1351868 - Assessment of Myocardial Injury in Patients Treated with Immune Checkpoint Inhibitors: A Prospective Study Using Biochemical Markers and Advanced Cardiac Imaging

Immune checkpoint inhibitors (ICI) are first-line treatment for various malignancies. Case reports describe fulminant myocarditis, and there is uncertainty regarding the prevalence of subclinical myocardial injury (MI) due to ICI. Hence, we sought to assess prevalence and severity of MI when treated with ICI using biochemical markers and advanced cardiac imaging.

Methods:

In this prospective multi-centre study, ICI naive patients with no prior cardiac disease were enrolled. Prior to ICI initiation, baseline assessed cardiac troponin I (cTnI), N-Terminal pro brain natriuretic peptide (NT-proBNP) and 2D-transthoracic echocardiogram (TTE). These parameters were repeated at 6 weeks, adding cardiovascular magnetic resonance (CMR). The primary outcome was presence/severity of cTnI elevation at 6 weeks.

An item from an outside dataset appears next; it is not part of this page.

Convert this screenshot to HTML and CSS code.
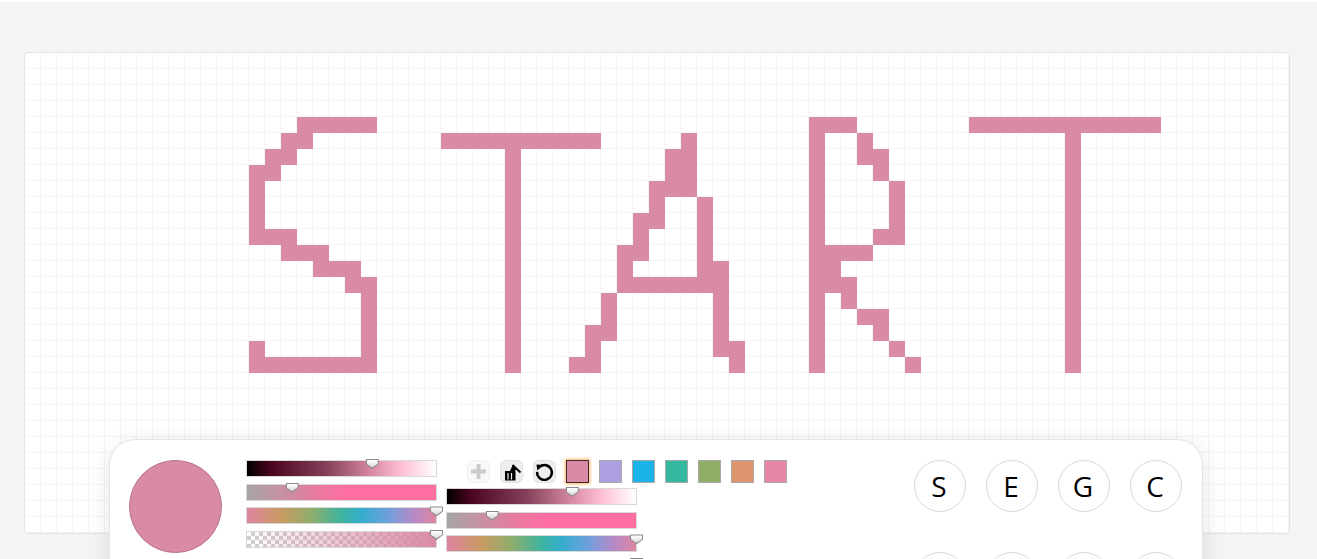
FILE: index.html
```html
<!DOCTYPE html>
<html lang="en">
<head>
  <meta charset="UTF-8" />
  <meta name="viewport" content="width=device-width, initial-scale=1.0"/>
  <title>Pixel editor</title>
  <link rel="stylesheet" href="styles.css">
</head>
<body>
  <div class="page">
    <div class="canvas" id="canvas"></div>

    <div class="panel">
      <div class="preview"></div>

      <div class="sliders">
        <div class="slider lightness"><span class="thumb" style="left: 66%"></span></div>
        <div class="slider saturation"><span class="thumb" style="left: 23.6%"></span></div>
        <div class="slider hue"><span class="thumb" style="left: 100%"></span></div>
        <div class="slider alpha"><span class="thumb" style="left: 100%"></span></div>
      </div>

      <div class="middle">
        <div class="toolbar">
          <button type="button" class="tool disabled">
            <svg viewBox="0 0 23 23" width="23" height="23"><path d="M11.5 4v15M4 11.5h15" stroke="#ccc" stroke-width="4" fill="none"/></svg>
          </button>
          <button type="button" class="tool">
            <svg viewBox="0 0 23 23" width="23" height="23">
              <path d="M5 11h10.5v9.5H5z" fill="#000"/>
              <path d="M8 13v6.5M11.5 13v6.5" stroke="#eee" stroke-width="1.2"/>
              <path d="M10 11l2.5-5.5 4 3.5-2 2.5z" fill="#000"/>
              <path d="M12.5 5l8 7.5" stroke="#000" stroke-width="2"/>
            </svg>
          </button>
          <button type="button" class="tool">
            <svg viewBox="0 0 23 23" width="23" height="23">
              <path d="M6.6 6.9a7.4 7.4 0 1 1-2.5 5" stroke="#000" stroke-width="2.4" fill="none"/>
              <path d="M3.5 4.5l7 .5-6.2 5.6z" fill="#000"/>
            </svg>
          </button>
          <button type="button" class="swatch active c1"></button>
          <button type="button" class="swatch c2"></button>
          <button type="button" class="swatch c3"></button>
          <button type="button" class="swatch c4"></button>
          <button type="button" class="swatch c5"></button>
          <button type="button" class="swatch c6"></button>
          <button type="button" class="swatch c7"></button>
        </div>
        <div class="sliders">
          <div class="slider lightness"><span class="thumb" style="left: 66%"></span></div>
          <div class="slider saturation"><span class="thumb" style="left: 23.6%"></span></div>
          <div class="slider hue"><span class="thumb" style="left: 100%"></span></div>
          <div class="slider alpha"><span class="thumb" style="left: 100%"></span></div>
        </div>
      </div>

      <div class="keys">
        <button type="button" class="key">S</button>
        <button type="button" class="key">E</button>
        <button type="button" class="key">G</button>
        <button type="button" class="key">C</button>
        <button type="button" class="key"></button>
        <button type="button" class="key"></button>
        <button type="button" class="key"></button>
        <button type="button" class="key"></button>
      </div>
    </div>
  </div>

  <script>
    const cols = 79;
    const rows = 30;

    // painted cells by row, "from-to" or a single column
    const painted = {
      4: "17-21 49-51 59-70",
      5: "16-17 26-35 41 49 52 65",
      6: "15-16 30 40-41 49 52-53 65",
      7: "14-15 30 40-41 49 53 65",
      8: "14 30 39-41 49 54 65",
      9: "14 30 39 42 49 54 65",
      10: "14 30 38-39 42 49 54 65",
      11: "14-16 30 38 42 49 53-54 65",
      12: "16-18 30 37-38 42 49-52 65",
      13: "18-20 30 37 42-43 49-50 65",
      14: "20-21 30 37-43 49-51 65",
      15: "21 30 36 43 49 51 65",
      16: "21 30 36 43 49 52-53 65",
      17: "21 30 35-36 43 49 53 65",
      18: "14 21 30 35 43-44 49 54 65",
      19: "14-21 30 34-35 44 49 55 65"
    };

    function isPainted(row, col) {
      if (!painted[row]) return false;
      return painted[row].split(" ").some(function (part) {
        const ends = part.split("-").map(Number);
        const last = ends.length > 1 ? ends[1] : ends[0];
        return col >= ends[0] && col <= last;
      });
    }

    const canvas = document.getElementById("canvas");
    for (let r = 0; r < rows; r++) {
      for (let c = 0; c < cols; c++) {
        const cell = document.createElement("div");
        cell.className = isPainted(r, c) ? "cell on" : "cell";
        canvas.appendChild(cell);
      }
    }
  </script>
</body>
</html>
```

FILE: styles.css
```css
html, body {
  margin: 0;
  height: 100%;
  overflow: hidden;
  background: #fff;
  font-family: 'Open Sans', sans-serif;
}

.page {
  position: relative;
  margin-top: 2px;
  height: 557px;
  box-sizing: border-box;
  padding: 50px 0 0 24px;
  background: #f4f4f4;
  overflow: hidden;
}

.canvas {
  display: grid;
  grid-template-columns: repeat(79, 16px);
  grid-auto-rows: 16px;
  width: 1264px;
  background: #fff;
  border: 1px solid #e4e4e4;
  border-radius: 4px;
  overflow: hidden;
}

.cell {
  box-sizing: border-box;
  border-right: 1px solid #f4f4f4;
  border-bottom: 1px solid #f4f4f4;
}

.cell.on {
  background: #d98aa5;
  border-color: #d98aa5;
}

.panel {
  position: absolute;
  left: 109px;
  top: 437px;
  width: 1094px;
  box-sizing: border-box;
  display: flex;
  align-items: flex-start;
  padding: 20px 20px 20px 19px;
  background: #fff;
  border: 1px solid #e4e4e4;
  border-radius: 26px;
  box-shadow: 0 4px 24px rgba(0,0,0,0.1);
}

.preview {
  flex: none;
  width: 93px;
  height: 93px;
  box-sizing: border-box;
  margin-right: 24px;
  background: #d98aa5;
  border: 1px solid #b97089;
  border-radius: 50%;
}

.sliders {
  flex: none;
  width: 191px;
  display: flex;
  flex-direction: column;
  gap: 6.7px;
}

.slider {
  position: relative;
  height: 17px;
  box-sizing: border-box;
  border: 1px solid #d8d8d8;
}

.lightness {
  background: linear-gradient(to right, #000 0%, #4d0522 13%, #84405a 42%, #d98aa5 66%, #ffc0d4 82%, #fff 100%);
}

.saturation {
  background: linear-gradient(to right, #a6a6a6 0%, #e57ca0 35%, #ff6ea3 52%, #ff6ea3 100%);
}

.hue {
  background: linear-gradient(to right, #df85a0 0%, #c99a62 18%, #8fae6c 34%, #3fb39f 50%, #33aecb 60%, #6ca0de 74%, #b58ac8 88%, #df85a0 100%);
}

.alpha {
  background:
    linear-gradient(to right, rgba(217,138,165,0), #d98aa5),
    repeating-conic-gradient(#cfcfcf 0% 25%, #fff 0% 50%) 0 0 / 8px 8px;
}

.thumb {
  position: absolute;
  top: -2px;
  width: 13px;
  height: 10px;
  margin-left: -6px;
  background: #8a8a8a;
  clip-path: polygon(0 0, 100% 0, 100% 50%, 50% 100%, 0 50%);
}

.thumb::after {
  content: "";
  position: absolute;
  left: 1px;
  top: 1px;
  width: 11px;
  height: 7.5px;
  background: linear-gradient(#fff, #d8d8d8);
  clip-path: polygon(0 0, 100% 0, 100% 50%, 50% 100%, 0 50%);
}

.middle {
  flex: none;
  margin-left: 9px;
}

.toolbar {
  display: flex;
  gap: 10px;
  margin-bottom: 5px;
  padding-left: 21px;
}

.tool, .swatch {
  width: 23px;
  height: 23px;
  box-sizing: border-box;
  padding: 0;
  cursor: pointer;
}

.tool {
  position: relative;
  background: #eee;
  border: none;
  border-radius: 6px;
  box-shadow: inset 0 0 0 1px #e2e2e2;
}

.tool svg {
  display: block;
}

.tool.disabled {
  background: #f8f8f8;
  box-shadow: inset 0 0 0 1px #f0f0f0;
}

.swatch {
  border: 1px solid #a8a8a8;
}

.swatch.active {
  border-color: #3a2a2a;
  box-shadow: 0 0 3px 1px #ffb066;
}

.c1 { background: #d98aa5; }
.c2 { background: #ad9fe0; }
.c3 { background: #1bb3e8; }
.c4 { background: #35b8a0; }
.c5 { background: #90ae68; }
.c6 { background: #df9470; }
.c7 { background: #e886a6; }

.keys {
  flex: none;
  margin-left: auto;
  display: grid;
  grid-template-columns: repeat(4, 52px);
  gap: 40px 20px;
}

.key {
  width: 52px;
  height: 52px;
  padding: 0 2px 0 0;
  background: #fff;
  color: #000;
  border: 1px solid #d8d8d8;
  border-radius: 50%;
  font-family: 'Open Sans', sans-serif;
  font-size: 28px;
  line-height: 1;
  cursor: pointer;
}
```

The secondary outcomes were ΔNT-ProBNP, ΔLV global longitudinal strain (LV-GLS) and ΔRV free wall strain (RV-FWS) measured by TTE, assessment of MI by CMR and major adverse cardiac events (MACE); cardiovascular mortality, heart failure, arrhythmias, heart block. 

Results:

Of 79 patients screened, 42 were excluded. Thirty-seven were enrolled,1 withdrew. Mean age was 68(61% male). Eleven (31%) had cancer related mortality prior to 6-week follow-up, thus 25 had follow-up. Prior to ICI initiation, mean cTnI measured 8.3 ng/L±17.8(0-54ng/L), NT-ProBNP was 264 ng/L±253.7(0-124ng/L), LVEF was 62%±5.2%, LV-GLS measured -18.1%±2.7% and RVFWS was -22.1%±5.9%. At follow-up, there was no significant difference in cTnI (Δ+16,p=0.763), NT-ProBNP(Δ+149,p=0.172), LVEF(Δ-1.0%,p=0.476) and RVFWS(Δ-2.0%,p=0.06). However, there was significant reduction in LV-GLS (Δ-8.8%,p=0.003). A 10% decline in LV-GLS and RV-FWS was seen in 42% and 49% of patients respectively. 1(3%) MACE and 1(3%) was clinically diagnosed with ICI related pericarditis. 15(60%) underwent CMR. Eight (53%) had CMR evidence of MI; elevated T1 mapping in 7(47%), elevated T2 mapping in 1(7%) and non-ischemic mid-wall LGE in 8(53%). Elevated T1 and LGE were primarily in basal-mid septal segments. Seven out of 8(87%) with CMR evidence of MI had been treated prior with chemotherapy and/or radiotherapy. Segmental abnormalities on CMR and corresponding LV-GLS values were analyzed. In segments with abnormal T1 mapping/LGE on CMR, there was pre-existing abnormalities in corresponding segmental LV-GLS values at baseline (-15%±0.4%) which did not worsen at 6 weeks follow-up (-14±0.5%,p value=0.731). This may suggest pre-existing subclinical myocardial dysfunction prior to ICI initiation due to prior cardiotoxic chemotherapy and/or radiotherapy. Therefore, CMR findings of MI most likely correspond with pre-existing TTE LV-GLS abnormalities, and not ICI cardiotoxicity. Absence of significant cTnI increase supports this assumption.

Conclusion:

In this prospective study, the incidence of new subclinical MI due to ICI were low and most LV abnormalities detected on imaging were pre-existent. Larger studies are warranted to confirm the cardiac safety of ICI.